I want to see how family_size relates to survival.

In [None]:
# survival and family_size
sns.boxplot(x='Survived', y='family_size', data=e_train_df).set(title='Survived and family_size')
plt.show()

It appears larger overall families survive more. This surprises me. Lets examine it further by treating it like a categorical variable.

In [None]:
# family_size and survived
sns.catplot(x='family_size', hue='Survived', data=e_train_df, kind='count').set(title='Survived and family_size')
plt.show()

Solo travelers and those with small families (3 or less) do better by far.



In [None]:
# travel_solo
e_train_df['travel_solo'] = e_train_df.apply(lambda row: 1 if row['family_size']==0 else 0, axis=1)
e_test_df['travel_solo'] = e_test_df.apply(lambda row: 1 if row['family_size']==0 else 0, axis=1)

## Model Preparation

In [None]:
e_train_df.info()

In [None]:
e_test_df.info()

In [None]:
# make a copy of enhanced dataframes for modeling
m_train_df = e_train_df.copy()
m_test_df = e_test_df.copy()

# drop cols
drop_list = ['Name', 'Ticket', 'Cabin', 'title', 'family_size']
m_train_df.drop(columns=drop_list, inplace=True)
m_test_df.drop(columns=drop_list, inplace=True)

# dummy variables
dummy_list = ['Pclass', 'Sex', 'Embarked', 'age_bucket', 'role', 'ship_location']
m_train_df = pd.get_dummies(m_train_df, columns=dummy_list)
m_test_df = pd.get_dummies(m_test_df, columns=dummy_list)

In [None]:
m_train_df.info()

## Column Confirmation
We need to confirm that our df have the same dimensions at this point

In [None]:
train_set = set(m_train_df.columns)
test_set = set(m_test_df.columns)

test_train_diff_set = test_set - train_set
train_test_diff_set = train_set - test_set
print(f'Missing columns in test not in train: {test_train_diff_set}')
print(f'Missing columns in train not in test: {train_test_diff_set}')

It appears our dummy_encoder missed 'ship_location_t' on the test set because it is not present.

In [None]:
m_test_df['ship_location_T'] = 0

In [None]:
train_set = set(m_train_df.columns)
test_set = set(m_test_df.columns)

test_train_diff_set = test_set - train_set
train_test_diff_set = train_set - test_set
print(f'Missing columns in test not in train: {test_train_diff_set}')
print(f'Missing columns in train not in test: {train_test_diff_set}')

## Super Feature
Combine the most important variables into a single predictor.

Note: I did lots of experimentation here to find the right combination.
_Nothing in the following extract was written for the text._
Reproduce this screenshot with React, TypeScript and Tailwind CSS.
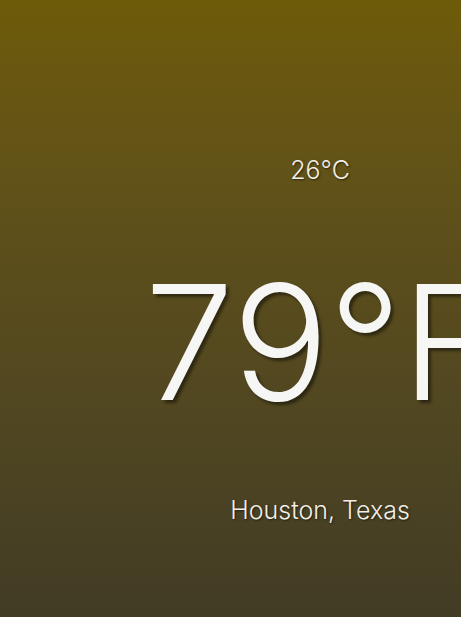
export default function App() {
  return (
    <div className="h-screen w-full overflow-hidden bg-gradient-to-b from-[#6e5b09] to-[#423c25]">
      <div
        className="flex w-[640px] flex-col items-center text-[#f2efe6]"
        style={{ fontFamily: "Inter, 'Helvetica Neue', sans-serif" }}
      >
        <p className="mt-[154px] text-[25px] font-light leading-[32px] [text-shadow:1px_1px_2px_rgba(0,0,0,0.55)]">
          26°C
        </p>
        <h1 className="mt-[56px] text-[160px] font-[260] leading-[200px] text-[#f6f6f4] [text-shadow:3px_3px_3px_rgba(0,0,0,0.45)]">
          79°F
        </h1>
        <p className="mt-[52px] text-[25px] font-light leading-[32px] [text-shadow:1px_1px_2px_rgba(0,0,0,0.55)]">
          Houston, Texas
        </p>
      </div>
    </div>
  );
}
It came down to treating Fare as a proxy for social class (to bolster Pclass) plus the strongest binary flags.

In [None]:
m_train_df['fare_pclass_solo_female'] = m_train_df['Fare'] * (m_train_df['Pclass_1'] + m_train_df['travel_solo'] + m_train_df['Sex_female'] + m_train_df['age_bucket_child'] + m_train_df['age_bucket_elderly'])
m_test_df['fare_pclass_solo_female'] = m_test_df['Fare'] * (m_test_df['Pclass_1'] + m_test_df['travel_solo'] + m_test_df['Sex_female'] + m_test_df['age_bucket_child'] + m_test_df['age_bucket_elderly'])

## Scaling

In [None]:
# standardize
from sklearn.preprocessing import StandardScaler

standardize_list = ['Age', 'SibSp', 'Parch', 'Fare', 'fare_pclass_solo_female']

train_features = m_train_df[standardize_list]
train_scaler = StandardScaler().fit(train_features.values)
train_features = train_scaler.transform(train_features.values)

m_train_df[standardize_list] = train_features

test_features = m_test_df[standardize_list]
test_scaler = StandardScaler().fit(test_features.values)
test_features = test_scaler.transform(test_features.values)

m_test_df[standardize_list] = test_features

In [None]:
m_train_df.info()

In [None]:
m_test_df.info()

## Model Implementation

In [None]:
# split into x and y
dependent_variable = 'Survived'
m_train_df.drop(columns=['PassengerId'], inplace=True)

y_train = m_train_df[dependent_variable].copy()
x_train = m_train_df.drop(columns=[dependent_variable], axis=1).copy()

# assure dependent variable is gone
x_train.head()

In [None]:
# use RandomForestClassifier
from sklearn.ensemble import RandomForestClassifier

model = RandomForestClassifier(
    criterion='gini',
    n_estimators=1000,
    min_samples_split=10,
    min_samples_leaf=1,
    max_features='auto',
    oob_score=True,
    random_state=random_state,
    n_jobs=-1
)

fitted_model = model.fit(x_train.values, y_train.values)

---
# Submission

In [None]:
# construct submission
submission_df = pd.DataFrame()
submission_df['PassengerId'] = m_test_df['PassengerId'].copy()

m_test_df.drop(columns=['PassengerId'], inplace=True)

submission_df['Survived'] = fitted_model.predict(m_test_df.values)

submission_df.to_csv('submission.csv', index=False)

## Result
My public score for this notebook was 0.80622 at the time of submission.

This put me at 320/13413 (top 3%) on the leaderboard.